In DRAMATURGY OF DISAPPOINTMENT writer Joseph Shragge writes about finding a path for his play, The Heretics of Bohemia, during the production's unusual rehearsal process. Think: puppets.

Richard Burnett flies over the career of Rob Roth, director of Beauty and the Best, in BROADWAY ROCKER. As Bugs tells us, "surreal" is the only way to describe his career.

In THE SOUL HAS MANY EMOTIONS, THE BODY ONE Singer/actor/star Ranee Lee tells of the journey of her life - the trip which brought her to the Centaur Theatre for Lynn Nottage's Intimate Apparel.

Truly one of the most sensitive of our writers, Rahul Varma nevertheless tackles the big issues and how they effect the small people tied up in them.

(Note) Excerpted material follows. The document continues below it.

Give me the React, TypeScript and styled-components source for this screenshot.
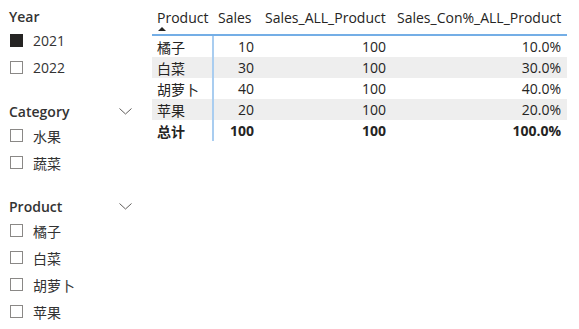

In his first-person piece STATE OF DENIAL: IN MEMORIES OF GRANDMOTHERS WHO LIVED TO TELL he talks about the process of writing his latest play and the research - and real stories - he found.

Rick Miller, in a first-person article, does battle with THE CRITICS as he attempts to nurture new works and also to keep works which have proven popular (and which continue to grow) alive.

Paul Hopkins shares his actor's notes as he deals with the preparation of a world premiere production of Morris Panych's play in WITH-IN ABSENTIA. Hopkins notes detail the shifting foci of the rehearsal period.